What is your favourite show you've ever played?

Probably when we played Moscow for the second time. We didn't really know how awesome it was going to be. They put us in this massive venue, and we thought no one would come and the show would look empty. But 1800 people ended up pitching up, people lit flares and shouted our lyrics from the top of their lungs. When we landed, there were about 100 fans waiting for us at the airport. Any time you come to a new country and the show is unbelievable, your mind is blown. We played Johannesburg in this field, I looked behind Tim playing drums, and there was just nothing except for the brightest stars you've ever seen, and then I looked and there was a Sold Out sign. And you're just like, where the fuck am I right now? It's moments like that when you just feel extremely lucky. 
 
One last thing, have you had a chance to sample to local cuisine?

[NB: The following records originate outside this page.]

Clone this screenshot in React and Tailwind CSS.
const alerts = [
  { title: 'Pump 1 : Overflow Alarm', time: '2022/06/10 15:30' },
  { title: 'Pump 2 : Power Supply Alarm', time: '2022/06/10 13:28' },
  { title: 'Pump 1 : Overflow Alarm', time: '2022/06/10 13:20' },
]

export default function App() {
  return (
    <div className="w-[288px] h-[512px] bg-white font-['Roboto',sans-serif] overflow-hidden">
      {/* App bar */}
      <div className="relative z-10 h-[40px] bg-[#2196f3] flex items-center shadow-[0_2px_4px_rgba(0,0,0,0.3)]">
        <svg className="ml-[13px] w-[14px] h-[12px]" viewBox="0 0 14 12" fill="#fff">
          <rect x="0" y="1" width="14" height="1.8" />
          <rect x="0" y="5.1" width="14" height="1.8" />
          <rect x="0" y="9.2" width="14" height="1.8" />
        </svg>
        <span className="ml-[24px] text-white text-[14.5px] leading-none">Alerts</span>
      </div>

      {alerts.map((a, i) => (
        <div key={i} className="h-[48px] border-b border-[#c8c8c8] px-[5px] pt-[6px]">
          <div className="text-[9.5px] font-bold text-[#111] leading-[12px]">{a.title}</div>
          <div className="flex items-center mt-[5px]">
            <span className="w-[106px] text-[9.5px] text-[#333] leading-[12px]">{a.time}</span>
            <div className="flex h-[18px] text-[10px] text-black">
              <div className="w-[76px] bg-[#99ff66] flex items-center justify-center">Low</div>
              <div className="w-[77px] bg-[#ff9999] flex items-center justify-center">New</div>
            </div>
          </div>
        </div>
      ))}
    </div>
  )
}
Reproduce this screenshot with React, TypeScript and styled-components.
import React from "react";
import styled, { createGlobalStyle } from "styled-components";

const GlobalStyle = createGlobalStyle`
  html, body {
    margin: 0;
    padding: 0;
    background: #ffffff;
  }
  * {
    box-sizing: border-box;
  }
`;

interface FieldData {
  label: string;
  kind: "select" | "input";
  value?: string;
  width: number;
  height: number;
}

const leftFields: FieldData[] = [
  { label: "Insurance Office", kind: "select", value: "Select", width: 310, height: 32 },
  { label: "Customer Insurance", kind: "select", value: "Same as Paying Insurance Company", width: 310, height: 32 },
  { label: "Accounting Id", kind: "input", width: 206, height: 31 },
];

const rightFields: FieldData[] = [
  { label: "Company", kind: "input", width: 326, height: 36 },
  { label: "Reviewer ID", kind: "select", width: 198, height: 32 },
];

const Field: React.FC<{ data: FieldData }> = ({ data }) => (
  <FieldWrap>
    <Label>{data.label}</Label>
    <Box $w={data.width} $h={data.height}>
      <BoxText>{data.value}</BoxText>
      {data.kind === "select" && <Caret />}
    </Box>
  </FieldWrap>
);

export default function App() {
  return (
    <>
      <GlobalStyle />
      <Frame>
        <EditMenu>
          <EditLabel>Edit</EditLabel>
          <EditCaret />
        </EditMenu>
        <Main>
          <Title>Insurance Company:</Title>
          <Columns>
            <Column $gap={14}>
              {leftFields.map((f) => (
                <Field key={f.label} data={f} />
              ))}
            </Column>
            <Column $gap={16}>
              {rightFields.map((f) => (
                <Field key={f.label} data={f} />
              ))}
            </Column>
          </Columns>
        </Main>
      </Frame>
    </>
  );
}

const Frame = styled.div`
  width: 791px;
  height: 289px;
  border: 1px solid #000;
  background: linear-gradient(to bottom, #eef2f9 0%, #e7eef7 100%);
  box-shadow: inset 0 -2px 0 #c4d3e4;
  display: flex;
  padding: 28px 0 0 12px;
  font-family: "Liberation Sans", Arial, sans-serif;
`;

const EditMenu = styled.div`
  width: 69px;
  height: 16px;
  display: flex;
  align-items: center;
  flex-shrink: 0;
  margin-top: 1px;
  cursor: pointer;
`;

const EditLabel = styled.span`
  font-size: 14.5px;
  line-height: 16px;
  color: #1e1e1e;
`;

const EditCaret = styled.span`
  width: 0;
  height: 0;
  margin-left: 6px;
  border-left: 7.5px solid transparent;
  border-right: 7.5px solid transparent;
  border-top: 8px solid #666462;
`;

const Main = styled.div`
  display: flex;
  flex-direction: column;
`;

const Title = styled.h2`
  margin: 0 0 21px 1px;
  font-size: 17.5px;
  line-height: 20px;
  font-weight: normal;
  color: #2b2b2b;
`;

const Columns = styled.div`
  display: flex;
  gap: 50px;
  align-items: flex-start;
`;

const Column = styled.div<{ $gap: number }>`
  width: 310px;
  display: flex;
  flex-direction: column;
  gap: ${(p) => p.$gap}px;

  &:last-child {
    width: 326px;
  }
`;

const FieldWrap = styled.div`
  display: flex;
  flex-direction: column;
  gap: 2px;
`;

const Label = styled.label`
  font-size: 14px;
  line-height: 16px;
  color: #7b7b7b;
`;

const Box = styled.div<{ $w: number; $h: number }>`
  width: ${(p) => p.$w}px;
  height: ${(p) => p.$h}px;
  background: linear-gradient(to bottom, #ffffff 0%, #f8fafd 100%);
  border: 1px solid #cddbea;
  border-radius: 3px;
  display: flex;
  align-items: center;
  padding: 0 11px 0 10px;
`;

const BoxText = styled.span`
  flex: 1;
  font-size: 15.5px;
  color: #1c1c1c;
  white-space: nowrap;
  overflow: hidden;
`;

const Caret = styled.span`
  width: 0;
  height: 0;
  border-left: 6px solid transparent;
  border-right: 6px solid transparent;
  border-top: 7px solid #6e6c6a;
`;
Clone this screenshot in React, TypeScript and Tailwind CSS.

We had a braai, and we ate everything. We were staying in the middle of the bush in Hoedspruit, with people singing around a fire. We had some lamb, chicken and beef, and it was all incredible. And that was after seeing a leopard too, so it was just unbelievable.

Thanks for taking the time to talk to us. It's been real.

Thanks for having us.

From left to right: Tim Molloy, Alex Woodrow, Neville Lennox (journalist), Trevor Wentworth and Matt Wentworth.